- **Short problem**:
Take every line from the first down to the line with "import React from" and set it down exactly, without the pictures.

- **Provided data**:
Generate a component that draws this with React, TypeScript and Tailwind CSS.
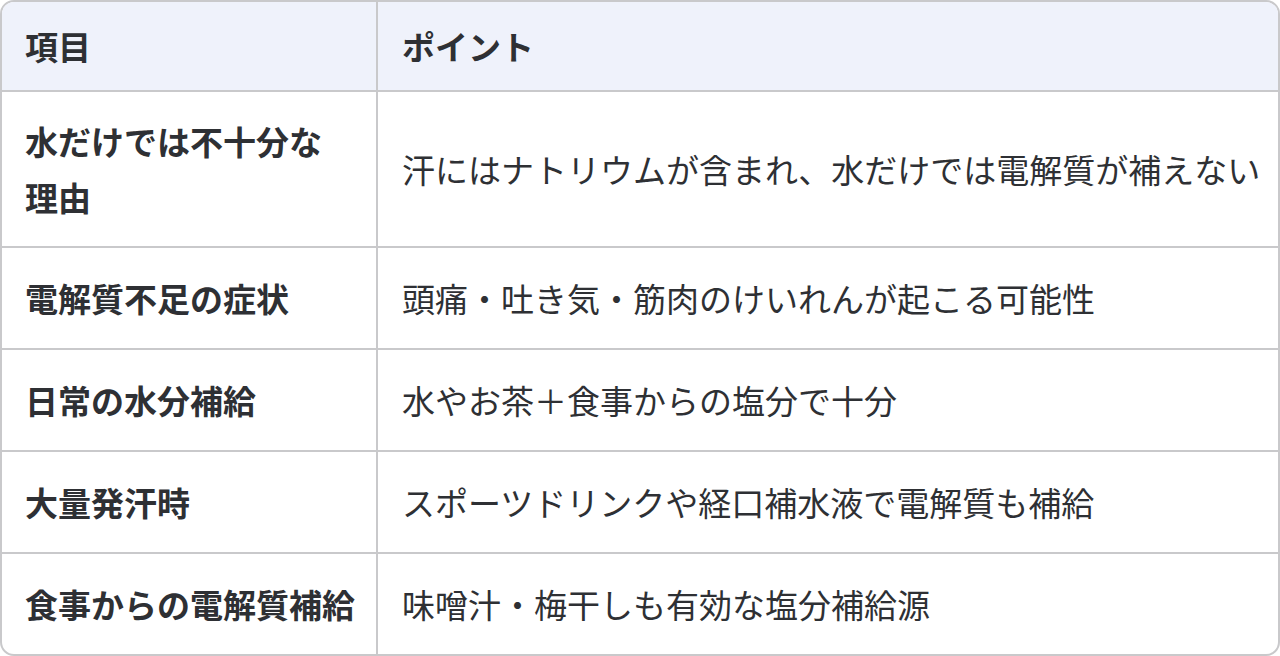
import React from "react";

const rows: { k: React.ReactNode; v: string; h: string }[] = [
  { k: <>水だけでは不十分な<br />理由</>, v: "汗にはナトリウムが含まれ、水だけでは電解質が補えない", h: "h-[156px]" },
  { k: "電解質不足の症状", v: "頭痛・吐き気・筋肉のけいれんが起こる可能性", h: "h-[102px]" },
  { k: "日常の水分補給", v: "水やお茶＋食事からの塩分で十分", h: "h-[102px]" },
  { k: "大量発汗時", v: "スポーツドリンクや経口補水液で電解質も補給", h: "h-[102px]" },
  { k: "食事からの電解質補給", v: "味噌汁・梅干しも有効な塩分補給源", h: "h-[100px]" },
];

export default function App() {
  return (
    <div
      className="w-[1280px] h-[656px] bg-white text-[#2e3034] text-[33px]"
      style={{ fontFamily: '"Noto Sans CJK JP", "Noto Sans", sans-serif' }}
    >
      <div className="w-full h-full border-2 border-[#c9c9cb] rounded-[14px] overflow-hidden flex flex-col">
        <div className="flex h-[90px] shrink-0 bg-[#eff2fb] border-b-2 border-[#c9c9cb] font-bold">
          <div className="w-[376px] shrink-0 border-r-2 border-[#c9c9cb] px-[23px] flex items-center leading-[56px]">項目</div>
          <div className="flex-1 px-[24px] flex items-center leading-[56px]">ポイント</div>
        </div>
        {rows.map((r, i) => (
          <div
            key={i}
            className={`flex shrink-0 ${r.h} ${i < rows.length - 1 ? "border-b-2 border-[#c9c9cb]" : ""}`}
          >
            <div className="w-[376px] shrink-0 border-r-2 border-[#c9c9cb] px-[23px] flex items-center font-bold leading-[56px] whitespace-nowrap">
              <div>{r.k}</div>
            </div>
            <div className="flex-1 px-[24px] flex items-center leading-[56px] whitespace-nowrap">{r.v}</div>
          </div>
        ))}
      </div>
    </div>
  );
}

- **The output**:
Generate a component that draws this with React, TypeScript and Tailwind CSS.
import React from "react";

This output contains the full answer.